WVXU has a news team who reports updates during the week and prepares segments for Cincinnati Edition. The station's website is augmented by Howard Wilkinson (Blogger and Politics Reporter) and John Kiesewetter (Media Blogger). In 2021, WVXU dropped the few remaining music programs continued after the 2005 takeover. The station is now 100% news, talk and information.

==Community events==
Since CPRI began operating WVXU in August 2005, the station has brought in a variety of public radio hosts and programs and acts as media sponsor for various community-wide events.

Examples of shows and hosts who have visited Cincinnati: live broadcasts of Wait, Wait, Don't Tell Me, A Prairie Home Companion, Whad'Ya Know? and Talk of the Nation.
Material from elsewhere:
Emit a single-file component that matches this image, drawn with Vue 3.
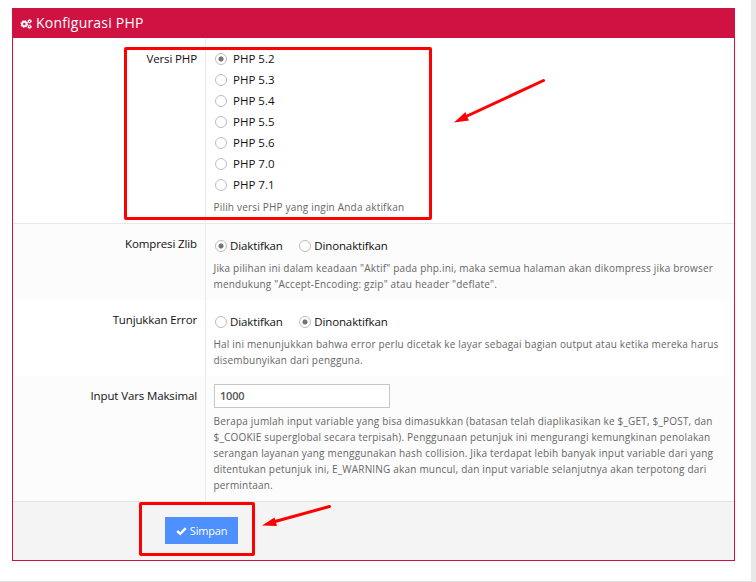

There were visits from Ira Glass, host of This American Life, Lynne Rossetto Kasper of The Splendid Table, Terry Gross of Fresh Air, Diane Rehm of The Diane Rehm Show and Carl Kasell of NPR News and Wait, Wait, Don't Tell Me.

==Former satellite stations==
Shortly after CPRI acquired WVXU, it sold the network of rebroadcasting stations ("X-Star") that Xavier University had built in rural parts of Ohio and Michigan during the 1990s to provide service to those outside the clear signal of another NPR affiliate. The Ohio frequencies were acquired by an evangelical Christian radio broadcaster, while the Michigan stations were sold to commercial interests.

In addition to WVXU, the X-Star network included:
- WVXA Rogers City, Michigan (now 96.7 WRGZ)
- WVXC Chillicothe, Ohio (now 89.3 WZCP)
- WVXG Mount Gilead, Ohio (95.1)
- WVXH Harrison, Michigan (now 92.1 WTWS)
- WVXI Crawfordsville, Indiana (now 106.3 WCDQ (FM))
- WVXM West Union, Ohio/Maysville, Kentucky (now 89.5 WZWP)
- WVXM Manistee, Michigan (now 97.7 WMLQ)
- WVXR New Paris, Ohio/Richmond, Indiana (now 89.3 WKRT)
- W237CF Mackinaw City, Michigan

==HD radio==
WVXU broadcasts using HD Radio technology. In addition to airing its regular programming in digital sound on its primary HD Radio subchannel, WVXU airs Radio Artifact, a local music service owned and produced by Northside's Urban Artifact on WVXU-HD2.